### WHAT TO WORK ON
Each line of the material below should be reproduced exactly.

┏━━

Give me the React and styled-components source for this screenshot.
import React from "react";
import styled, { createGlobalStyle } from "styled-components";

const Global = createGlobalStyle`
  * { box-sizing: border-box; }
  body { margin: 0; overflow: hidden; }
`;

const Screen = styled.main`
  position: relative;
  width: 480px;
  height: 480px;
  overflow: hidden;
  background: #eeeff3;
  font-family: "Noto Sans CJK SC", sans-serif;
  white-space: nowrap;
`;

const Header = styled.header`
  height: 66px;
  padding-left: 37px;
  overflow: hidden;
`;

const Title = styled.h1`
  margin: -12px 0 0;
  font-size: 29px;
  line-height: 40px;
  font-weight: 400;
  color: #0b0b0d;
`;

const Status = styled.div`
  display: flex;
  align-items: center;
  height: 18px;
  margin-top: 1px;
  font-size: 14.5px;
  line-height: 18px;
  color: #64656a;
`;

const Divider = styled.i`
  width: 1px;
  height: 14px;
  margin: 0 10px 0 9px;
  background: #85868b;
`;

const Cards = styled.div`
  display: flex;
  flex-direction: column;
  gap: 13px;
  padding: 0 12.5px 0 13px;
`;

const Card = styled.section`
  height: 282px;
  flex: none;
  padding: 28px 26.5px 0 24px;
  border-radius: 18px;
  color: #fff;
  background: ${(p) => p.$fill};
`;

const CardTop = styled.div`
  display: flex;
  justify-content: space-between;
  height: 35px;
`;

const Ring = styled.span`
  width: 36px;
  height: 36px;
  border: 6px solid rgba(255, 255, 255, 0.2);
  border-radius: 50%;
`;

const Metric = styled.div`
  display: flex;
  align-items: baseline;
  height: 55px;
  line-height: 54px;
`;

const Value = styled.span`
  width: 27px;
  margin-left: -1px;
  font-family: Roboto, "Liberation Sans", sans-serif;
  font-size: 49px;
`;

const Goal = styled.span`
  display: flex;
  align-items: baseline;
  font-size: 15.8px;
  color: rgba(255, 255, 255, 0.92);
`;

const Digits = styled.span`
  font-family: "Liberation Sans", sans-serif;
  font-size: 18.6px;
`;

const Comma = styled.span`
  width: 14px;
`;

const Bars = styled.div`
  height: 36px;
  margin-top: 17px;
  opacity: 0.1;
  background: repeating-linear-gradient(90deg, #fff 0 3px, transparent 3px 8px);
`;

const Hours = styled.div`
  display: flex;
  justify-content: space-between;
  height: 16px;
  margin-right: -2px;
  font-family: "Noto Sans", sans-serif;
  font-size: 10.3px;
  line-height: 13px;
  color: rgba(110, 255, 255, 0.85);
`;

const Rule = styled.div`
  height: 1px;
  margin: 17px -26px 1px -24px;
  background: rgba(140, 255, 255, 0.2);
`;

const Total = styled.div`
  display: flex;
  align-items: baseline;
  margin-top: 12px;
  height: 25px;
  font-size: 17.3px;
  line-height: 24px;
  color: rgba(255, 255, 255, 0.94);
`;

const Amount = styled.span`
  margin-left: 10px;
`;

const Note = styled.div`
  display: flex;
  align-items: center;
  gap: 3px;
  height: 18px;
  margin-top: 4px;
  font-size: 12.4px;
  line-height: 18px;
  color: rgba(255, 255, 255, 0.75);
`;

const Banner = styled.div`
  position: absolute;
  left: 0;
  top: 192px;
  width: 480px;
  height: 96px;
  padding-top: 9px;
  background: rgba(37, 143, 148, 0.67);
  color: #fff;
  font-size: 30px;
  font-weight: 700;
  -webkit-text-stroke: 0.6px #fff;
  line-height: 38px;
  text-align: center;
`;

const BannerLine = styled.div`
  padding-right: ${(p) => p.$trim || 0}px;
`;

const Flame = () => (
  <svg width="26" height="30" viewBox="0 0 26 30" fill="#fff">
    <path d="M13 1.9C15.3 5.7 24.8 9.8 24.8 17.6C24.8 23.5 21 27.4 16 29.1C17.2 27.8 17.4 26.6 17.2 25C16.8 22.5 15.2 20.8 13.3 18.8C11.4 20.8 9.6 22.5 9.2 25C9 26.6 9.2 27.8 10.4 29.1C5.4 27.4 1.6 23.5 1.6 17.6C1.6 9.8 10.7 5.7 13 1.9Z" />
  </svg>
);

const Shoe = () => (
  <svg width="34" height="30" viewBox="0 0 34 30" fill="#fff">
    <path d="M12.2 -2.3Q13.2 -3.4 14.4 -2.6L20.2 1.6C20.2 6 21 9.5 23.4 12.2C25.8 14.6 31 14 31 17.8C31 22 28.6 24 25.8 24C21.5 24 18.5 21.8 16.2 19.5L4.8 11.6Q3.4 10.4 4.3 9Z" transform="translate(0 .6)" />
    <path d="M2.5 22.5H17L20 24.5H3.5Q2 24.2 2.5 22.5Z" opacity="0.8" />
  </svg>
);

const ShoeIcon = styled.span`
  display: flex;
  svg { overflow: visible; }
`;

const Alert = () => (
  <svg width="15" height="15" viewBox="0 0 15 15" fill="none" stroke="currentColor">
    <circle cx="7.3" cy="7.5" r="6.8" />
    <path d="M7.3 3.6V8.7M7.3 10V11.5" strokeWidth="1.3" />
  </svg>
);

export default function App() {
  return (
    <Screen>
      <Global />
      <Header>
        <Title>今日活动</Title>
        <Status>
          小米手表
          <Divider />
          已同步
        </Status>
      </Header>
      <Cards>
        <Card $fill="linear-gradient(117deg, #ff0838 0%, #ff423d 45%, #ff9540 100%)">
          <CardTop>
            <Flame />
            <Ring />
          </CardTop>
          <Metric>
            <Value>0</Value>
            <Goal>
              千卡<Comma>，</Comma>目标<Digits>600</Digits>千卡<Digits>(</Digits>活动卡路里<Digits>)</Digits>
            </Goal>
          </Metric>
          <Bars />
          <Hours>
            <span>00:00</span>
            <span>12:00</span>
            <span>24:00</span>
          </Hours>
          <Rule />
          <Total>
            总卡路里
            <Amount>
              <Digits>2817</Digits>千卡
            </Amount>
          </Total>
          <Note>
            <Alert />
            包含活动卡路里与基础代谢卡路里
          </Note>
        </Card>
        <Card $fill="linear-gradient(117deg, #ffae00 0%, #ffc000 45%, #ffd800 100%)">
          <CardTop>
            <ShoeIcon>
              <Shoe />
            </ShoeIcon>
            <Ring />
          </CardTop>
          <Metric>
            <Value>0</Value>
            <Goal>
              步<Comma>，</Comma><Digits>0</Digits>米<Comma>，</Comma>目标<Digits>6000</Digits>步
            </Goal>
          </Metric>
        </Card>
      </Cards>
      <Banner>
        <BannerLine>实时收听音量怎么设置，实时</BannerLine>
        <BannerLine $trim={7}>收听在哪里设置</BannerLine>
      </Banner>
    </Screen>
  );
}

┗━━

### CORRECT RESPONSE
Give me the React and styled-components source for this screenshot.
import React from "react";
import styled, { createGlobalStyle } from "styled-components";

const Global = createGlobalStyle`
  * { box-sizing: border-box; }
  body { margin: 0; overflow: hidden; }
`;

const Screen = styled.main`
  position: relative;
  width: 480px;
  height: 480px;
  overflow: hidden;
  background: #eeeff3;
  font-family: "Noto Sans CJK SC", sans-serif;
  white-space: nowrap;
`;

const Header = styled.header`
  height: 66px;
  padding-left: 37px;
  overflow: hidden;
`;

const Title = styled.h1`
  margin: -12px 0 0;
  font-size: 29px;
  line-height: 40px;
  font-weight: 400;
  color: #0b0b0d;
`;

const Status = styled.div`
  display: flex;
  align-items: center;
  height: 18px;
  margin-top: 1px;
  font-size: 14.5px;
  line-height: 18px;
  color: #64656a;
`;

const Divider = styled.i`
  width: 1px;
  height: 14px;
  margin: 0 10px 0 9px;
  background: #85868b;
`;

const Cards = styled.div`
  display: flex;
  flex-direction: column;
  gap: 13px;
  padding: 0 12.5px 0 13px;
`;

const Card = styled.section`
  height: 282px;
  flex: none;
  padding: 28px 26.5px 0 24px;
  border-radius: 18px;
  color: #fff;
  background: ${(p) => p.$fill};
`;

const CardTop = styled.div`
  display: flex;
  justify-content: space-between;
  height: 35px;
`;

const Ring = styled.span`
  width: 36px;
  height: 36px;
  border: 6px solid rgba(255, 255, 255, 0.2);
  border-radius: 50%;
`;

const Metric = styled.div`
  display: flex;
  align-items: baseline;
  height: 55px;
  line-height: 54px;
`;

const Value = styled.span`
  width: 27px;
  margin-left: -1px;
  font-family: Roboto, "Liberation Sans", sans-serif;
  font-size: 49px;
`;

const Goal = styled.span`
  display: flex;
  align-items: baseline;
  font-size: 15.8px;
  color: rgba(255, 255, 255, 0.92);
`;

const Digits = styled.span`
  font-family: "Liberation Sans", sans-serif;
  font-size: 18.6px;
`;

const Comma = styled.span`
  width: 14px;
`;

const Bars = styled.div`
  height: 36px;
  margin-top: 17px;
  opacity: 0.1;
  background: repeating-linear-gradient(90deg, #fff 0 3px, transparent 3px 8px);
`;

const Hours = styled.div`
  display: flex;
  justify-content: space-between;
  height: 16px;
  margin-right: -2px;
  font-family: "Noto Sans", sans-serif;
  font-size: 10.3px;
  line-height: 13px;
  color: rgba(110, 255, 255, 0.85);
`;

const Rule = styled.div`
  height: 1px;
  margin: 17px -26px 1px -24px;
  background: rgba(140, 255, 255, 0.2);
`;

const Total = styled.div`
  display: flex;
  align-items: baseline;
  margin-top: 12px;
  height: 25px;
  font-size: 17.3px;
  line-height: 24px;
  color: rgba(255, 255, 255, 0.94);
`;

const Amount = styled.span`
  margin-left: 10px;
`;

const Note = styled.div`
  display: flex;
  align-items: center;
  gap: 3px;
  height: 18px;
  margin-top: 4px;
  font-size: 12.4px;
  line-height: 18px;
  color: rgba(255, 255, 255, 0.75);
`;

const Banner = styled.div`
  position: absolute;
  left: 0;
  top: 192px;
  width: 480px;
  height: 96px;
  padding-top: 9px;
  background: rgba(37, 143, 148, 0.67);
  color: #fff;
  font-size: 30px;
  font-weight: 700;
  -webkit-text-stroke: 0.6px #fff;
  line-height: 38px;
  text-align: center;
`;

const BannerLine = styled.div`
  padding-right: ${(p) => p.$trim || 0}px;
`;

const Flame = () => (
  <svg width="26" height="30" viewBox="0 0 26 30" fill="#fff">
    <path d="M13 1.9C15.3 5.7 24.8 9.8 24.8 17.6C24.8 23.5 21 27.4 16 29.1C17.2 27.8 17.4 26.6 17.2 25C16.8 22.5 15.2 20.8 13.3 18.8C11.4 20.8 9.6 22.5 9.2 25C9 26.6 9.2 27.8 10.4 29.1C5.4 27.4 1.6 23.5 1.6 17.6C1.6 9.8 10.7 5.7 13 1.9Z" />
  </svg>
);

const Shoe = () => (
  <svg width="34" height="30" viewBox="0 0 34 30" fill="#fff">
    <path d="M12.2 -2.3Q13.2 -3.4 14.4 -2.6L20.2 1.6C20.2 6 21 9.5 23.4 12.2C25.8 14.6 31 14 31 17.8C31 22 28.6 24 25.8 24C21.5 24 18.5 21.8 16.2 19.5L4.8 11.6Q3.4 10.4 4.3 9Z" transform="translate(0 .6)" />
    <path d="M2.5 22.5H17L20 24.5H3.5Q2 24.2 2.5 22.5Z" opacity="0.8" />
  </svg>
);

const ShoeIcon = styled.span`
  display: flex;
  svg { overflow: visible; }
`;

const Alert = () => (
  <svg width="15" height="15" viewBox="0 0 15 15" fill="none" stroke="currentColor">
    <circle cx="7.3" cy="7.5" r="6.8" />
    <path d="M7.3 3.6V8.7M7.3 10V11.5" strokeWidth="1.3" />
  </svg>
);

export default function App() {
  return (
    <Screen>
      <Global />
      <Header>
        <Title>今日活动</Title>
        <Status>
          小米手表
          <Divider />
          已同步
        </Status>
      </Header>
      <Cards>
        <Card $fill="linear-gradient(117deg, #ff0838 0%, #ff423d 45%, #ff9540 100%)">
          <CardTop>
            <Flame />
            <Ring />
          </CardTop>
          <Metric>
            <Value>0</Value>
            <Goal>
              千卡<Comma>，</Comma>目标<Digits>600</Digits>千卡<Digits>(</Digits>活动卡路里<Digits>)</Digits>
            </Goal>
          </Metric>
          <Bars />
          <Hours>
            <span>00:00</span>
            <span>12:00</span>
            <span>24:00</span>
          </Hours>
          <Rule />
          <Total>
            总卡路里
            <Amount>
              <Digits>2817</Digits>千卡
            </Amount>
          </Total>
          <Note>
            <Alert />
            包含活动卡路里与基础代谢卡路里
          </Note>
        </Card>
        <Card $fill="linear-gradient(117deg, #ffae00 0%, #ffc000 45%, #ffd800 100%)">
          <CardTop>
            <ShoeIcon>
              <Shoe />
            </ShoeIcon>
            <Ring />
          </CardTop>
          <Metric>
            <Value>0</Value>
            <Goal>
              步<Comma>，</Comma><Digits>0</Digits>米<Comma>，</Comma>目标<Digits>6000</Digits>步
            </Goal>
          </Metric>
        </Card>
      </Cards>
      <Banner>
        <BannerLine>实时收听音量怎么设置，实时</BannerLine>
        <BannerLine $trim={7}>收听在哪里设置</BannerLine>
      </Banner>
    </Screen>
  );
}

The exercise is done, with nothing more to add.